Apart from local wind movements around the Indo-Nepal border, winds including the monsoons blow from India to Nepal from various directions depending on the time of year.
The desert state of Rajasthan experiences dust storms at this time of year, and dust particles from there reach places in Nepal, mostly in the Tarai, according to Pradhananga. Apart from that, fumes from widespread agricultural burnings and industrial emissions blow in from beyond the border.
Thousands of farmers in Punjab and Haryana, where much of India's wheat and rice are grown, set fire to their fields to burn off the straw left over from the harvest. The resulting smoke is toxic, which also blows towards the atmosphere of Nepal, a home to population of about 29 million.
“We have documented cases, such as on 15 November 2015, when smoke from agricultural burning in Punjab reached Kathmandu the next day, and led to very low visibility across large parts of central Nepal,” said atmospheric scientist Panday. “Likewise, Uttar Pradesh, which is much bigger than Delhi, is a likely source of pollution for much of western and central Nepal.”
According to him, air pollution arriving from outside raises the 'background' pollution level. “It means that air entering the Kathmandu Valley is already polluted. So when the locally emitted pollution gets added on top of that, the air quality gets worse than if we it was only affected by local pollution.”

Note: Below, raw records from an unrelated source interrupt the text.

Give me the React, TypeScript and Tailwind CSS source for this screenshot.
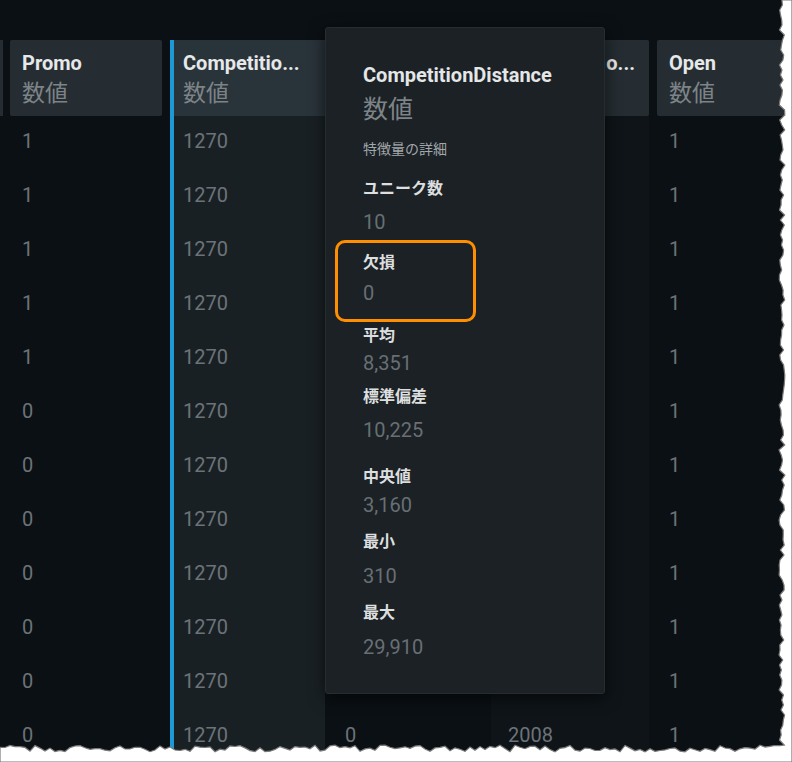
import React from "react";

const rowsPromo = ["1", "1", "1", "1", "1", "0", "0", "0", "0", "0", "0", "0"];

function tornPath(): string {
  const pts: string[] = [];
  pts.push("792,0");
  let seed = 7;
  const rnd = () => {
    seed = (seed * 9301 + 49297) % 233280;
    return seed / 233280;
  };
  for (let y = 0; y <= 748; y += 5) {
    const x = 779 + rnd() * 6;
    pts.push(`${x.toFixed(1)},${y}`);
  }
  for (let x = 780; x >= 0; x -= 5) {
    const y = 745 + rnd() * 7;
    pts.push(`${x},${y.toFixed(1)}`);
  }
  pts.push("0,762");
  pts.push("792,762");
  return "M" + pts.join(" L") + " Z";
}

const font = { fontFamily: "Roboto, 'Noto Sans CJK JP', sans-serif" };

function Header({ title, w, bg = "bg-[#252d32]" }: { title: string; w: string; bg?: string }) {
  return (
    <div className={`${w} h-[76px] ${bg} rounded-[2px] pl-[12px] pt-[10px] shrink-0`}>
      <div className="text-[20px] leading-[26px] font-bold text-[#e6e8e9] whitespace-nowrap overflow-hidden">{title}</div>
      <div className="text-[23px] leading-[30px] text-[#7d8488] mt-[3px]">数値</div>
    </div>
  );
}

function Cells({ values }: { values: string[] }) {
  return (
    <div className="flex flex-col">
      {values.map((v, i) => (
        <div key={i} className="h-[54px] pl-[12px] pt-[13px] text-[20px] leading-[24px] text-[#6c7378]">
          {v}
        </div>
      ))}
    </div>
  );
}

function Stat({ label, value, mt, gap }: { label: string; value: string; mt: string; gap: string }) {
  return (
    <div className={mt}>
      <div className="text-[16px] leading-[22px] font-bold text-[#dcdedf]">{label}</div>
      <div className={`${gap} text-[20px] leading-[24px] text-[#686f74]`}>{value}</div>
    </div>
  );
}

export default function App() {
  const comp = Array(12).fill("1270");
  const hidden = ["", "", "", "", "", "", "", "", "", "", "", "0"];
  const col4 = ["", "", "", "", "", "", "", "", "", "", "", "2008"];
  const open = Array(12).fill("1");
  return (
    <div className="relative w-[792px] h-[762px] bg-[#0b1014] overflow-hidden" style={font}>
      <div className="flex pt-[40px]">
        {/* stub column */}
        <div className="w-[3px] shrink-0">
          <div className="h-[76px] bg-[#252d32]" />
        </div>
        <div className="w-[7px] shrink-0" />
        {/* Promo */}
        <div className="w-[152px] shrink-0 flex flex-col">
          <Header title="Promo" w="w-[152px]" />
          <Cells values={rowsPromo} />
        </div>
        <div className="w-[8px] shrink-0" />
        {/* Competition */}
        <div className="w-[155px] shrink-0 flex">
          <div className="w-[4px] h-[730px] bg-[#1d9ad6] shrink-0" />
          <div className="w-[151px] flex flex-col bg-[#192024] h-[730px]">
            <div className="w-[151px] h-[76px] shrink-0 bg-[#29333a] pl-[9px] pt-[10px]">
              <div className="text-[20px] leading-[26px] font-bold text-[#e6e8e9] whitespace-nowrap">Competitio...</div>
              <div className="text-[23px] leading-[30px] text-[#7d8488] mt-[3px]">数値</div>
            </div>
            <div className="-ml-[3px]">
              <Cells values={comp} />
            </div>
          </div>
        </div>
        <div className="w-[8px] shrink-0" />
        {/* hidden column (under popover) */}
        <div className="w-[150px] shrink-0 flex flex-col">
          <div className="w-[150px] h-[76px] shrink-0 bg-[#252d32] rounded-[2px]" />
          <Cells values={hidden} />
        </div>
        <div className="w-[8px] shrink-0" />
        {/* col4 */}
        <div className="w-[158px] shrink-0 flex flex-col bg-[#0e1418]">
          <div className="w-[158px] h-[76px] shrink-0 bg-[#252d32] rounded-[2px] pt-[10px] flex justify-end pr-[14px]">
            <div className="text-[20px] leading-[26px] font-bold text-[#e6e8e9]">o...</div>
          </div>
          <div className="pl-[5px]">
            <Cells values={col4} />
          </div>
        </div>
        <div className="w-[8px] shrink-0" />
        {/* Open */}
        <div className="w-[140px] shrink-0 flex flex-col">
          <Header title="Open" w="w-[140px]" />
          <Cells values={open} />
        </div>
      </div>

      {/* Popover */}
      <div className="absolute left-[325px] top-[27px] w-[280px] h-[667px] bg-[#1b2125] border border-[#262d31] rounded-[3px] shadow-[0_4px_16px_rgba(0,0,0,0.6)] pl-[37px] pt-[33px]">
        <div className="text-[20px] leading-[28px] font-bold text-[#e4e6e7] whitespace-nowrap">CompetitionDistance</div>
        <div className="text-[25px] leading-[32px] text-[#7d8488] mt-[5px]">数値</div>
        <div className="text-[14px] leading-[20px] text-[#a2a7aa] mt-[13px]">特徴量の詳細</div>
        <Stat label="ユニーク数" value="10" mt="mt-[19px]" gap="mt-[10px]" />
        <Stat label="欠損" value="0" mt="mt-[18px]" gap="mt-[7px]" />
        <Stat label="平均" value="8,351" mt="mt-[20px]" gap="mt-[4px]" />
        <Stat label="標準偏差" value="10,225" mt="mt-[11px]" gap="mt-[10px]" />
        <Stat label="中央値" value="3,160" mt="mt-[24px]" gap="mt-[5px]" />
        <Stat label="最小" value="310" mt="mt-[14px]" gap="mt-[11px]" />
        <Stat label="最大" value="29,910" mt="mt-[14px]" gap="mt-[11px]" />
      </div>

      {/* Orange highlight */}
      <div className="absolute left-[335px] top-[240px] w-[141px] h-[82px] border-[3px] border-[#ff8f00] rounded-[10px]" />

      {/* torn edge */}
      <svg className="absolute left-0 top-0" width="792" height="762" viewBox="0 0 792 762">
        <path d={tornPath()} fill="#ffffff" stroke="#7a7a7a" strokeWidth="1.2" />
      </svg>
    </div>
  );
}
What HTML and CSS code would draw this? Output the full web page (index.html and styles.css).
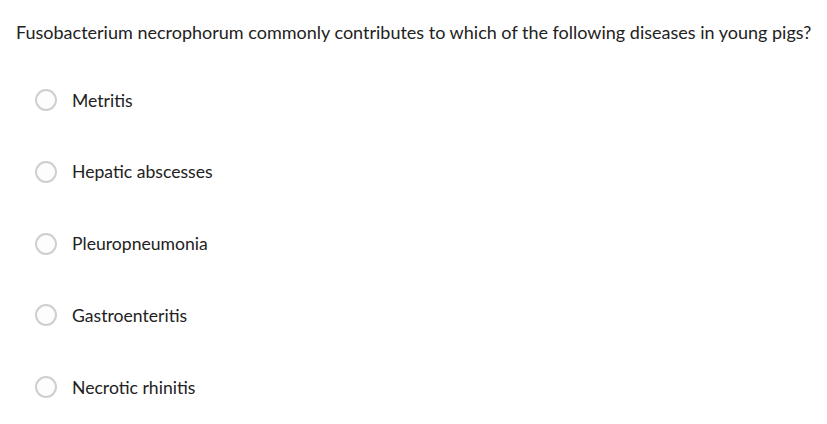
FILE: index.html
```html
<!DOCTYPE html>
<html>
<head>
<meta charset="utf-8">
<link rel="stylesheet" href="styles.css">
</head>
<body>
<div class="quiz">
  <p class="question">Fusobacterium necrophorum commonly contributes to which of the following diseases in young pigs?</p>
  <ul class="options">
    <li class="option"><span class="radio"></span><span class="label">Metritis</span></li>
    <li class="option"><span class="radio"></span><span class="label">Hepatic abscesses</span></li>
    <li class="option"><span class="radio"></span><span class="label">Pleuropneumonia</span></li>
    <li class="option"><span class="radio"></span><span class="label">Gastroenteritis</span></li>
    <li class="option"><span class="radio"></span><span class="label">Necrotic rhinitis</span></li>
  </ul>
</div>
</body>
</html>
```
FILE: styles.css
```css
html, body {
  margin: 0;
  padding: 0;
  background: #ffffff;
}
body {
  font-family: Lato, "Noto Sans", sans-serif;
  color: #222222;
}
.quiz {
  padding: 20px 0 0 16px;
}
.question {
  margin: 0;
  font-size: 18px;
  line-height: 24px;
  color: #222222;
  white-space: nowrap;
}
.options {
  list-style: none;
  margin: 0;
  padding: 45px 0 0 19px;
  display: flex;
  flex-direction: column;
  gap: 49.8px;
}
.option {
  display: flex;
  align-items: center;
  height: 22px;
}
.radio {
  box-sizing: border-box;
  width: 22px;
  height: 22px;
  border-radius: 50%;
  border: 2px solid #cfcfcf;
  background: #fdfdfd;
  flex: none;
}
.label {
  margin-left: 15px;
  font-size: 17.6px;
  color: #222222;
}
```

World Health Organization has acknowledged air pollution as a major environmental risk to health and stated that countries can reduce the burden of disease from stroke, heart disease, lung cancer, and both chronic and acute respiratory diseases, including asthma, by reducing air pollution levels.
“We don't have direct control over trans-border air pollution, but we need to study it more, quantify it, speak up about it, and remind our neighbors that they too benefit from cutting their domestic air pollution,” Panday said.
Environmentalist Bhushan Tuladhar, a technical advisor for South Asia at UN Habitat, stressed the need to work with other South Asian countries to implement the 'Malé Declaration on Control and Prevention of Air Pollution and Its Likely Transboundary Effects for South Asia', the first regional environment agreement in South Asia to tackle trans-border air pollution through regional cooperation.
“But it would be difficult for us to control trans-border sources of air pollution. The priority for us would be to control pollution sources within our own country, something that we have control over,” he said.